To create a new Snowpipe (a continuous data ingestion pipeline) in Snowflake, follow these steps:
- Prerequisites
- Storage Integration: Set up a cloud storage integration (AWS S3, Azure Blob, GCP) to securely connect Snowflake to your cloud storage.
- Stage: Create an external stage pointing to your cloud storage (if not already created).
- Target Table: Ensure the destination table exists in Snowflake.
- Create a Stage (if needed)
- Define a stage pointing to your cloud storage location.
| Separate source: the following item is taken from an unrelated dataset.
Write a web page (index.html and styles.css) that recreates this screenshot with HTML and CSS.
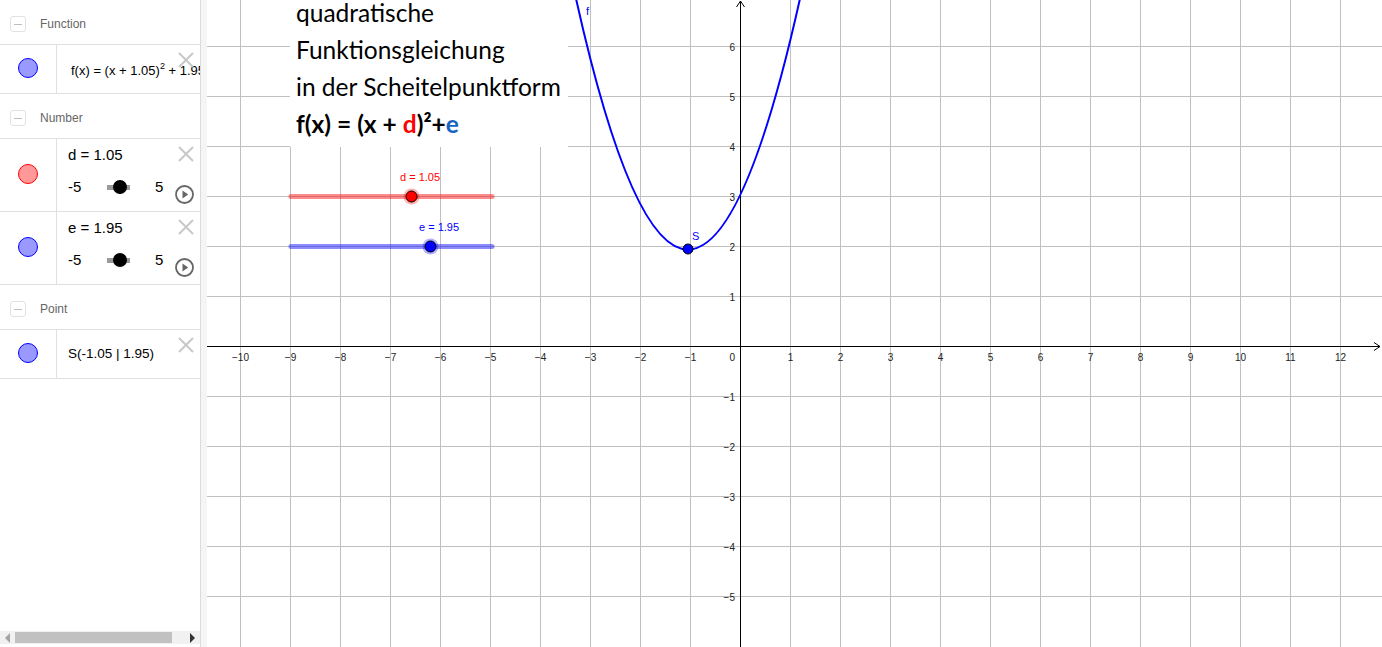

Example for AWS S3:
CREATE OR REPLACE STAGE my_s3_stage
URL = ‘s3://your-bucket/path/’
STORAGE_INTEGRATION = my_storage_integration
FILE_FORMAT = my_file_format; — (e.g., CSV, JSON)
- Create a Pipe
A pipe uses the COPY INTO command to load data from the stage into the target table. Example:
sql
CREATE OR REPLACE PIPE my_pipe
AUTO_INGEST = TRUE — Enable auto-ingest (for cloud notifications)
AS
COPY INTO my_target_table
FROM @my_s3_stage
FILE_FORMAT = (TYPE = ‘CSV’)
PATTERN = ‘.*.csv’; — Optional: File pattern
- Configure Auto-Ingest (Optional)
For automated ingestion when new files arrive:
- AWS: Set up an SQS event notification on your S3 bucket and note the ARN.
- Azure/GCP: Configure event notifications (e.g., Azure Event Grid).
Link the event notification to the pipe:
ALTER PIPE my_pipe SET NOTIFICATION_CHANNEL = ‘arn:aws:sns:…’; — AWS SQS ARN.
For manual ingestion (without auto-ingest), use:
ALTER PIPE my_pipe REFRESH;
5. Permissions
Grant necessary privileges to the role creating/running the pipe:
GRANT USAGE ON DATABASE my_db TO ROLE my_role;
GRANT USAGE ON SCHEMA my_schema TO ROLE my_role;
GRANT CREATE PIPE ON SCHEMA my_schema TO ROLE my_role;
GRANT OPERATE, MONITOR ON PIPE my_pipe TO ROLE my_role;
GRANT SELECT ON TABLE my_target_table TO ROLE my_role;
- Monitor the Pipe
Check the pipe status and load history:
— Check pipe status
SELECT SYSTEM$PIPE_STATUS(‘my_pipe’);
— View copy history
SELECT *
FROM TABLE(INFORMATION_SCHEMA.COPY_HISTORY(
TABLE_NAME => ‘my_target_table’,
START_TIME => DATEADD(HOUR, -1, CURRENT_TIMESTAMP) ));
— Check errors (if any)
SELECT *
FROM TABLE(VALIDATE_PIPE_LOAD(
PIPE_NAME => ‘my_pipe’,
START_TIME => ‘2024-01-01T00:00:00Z’));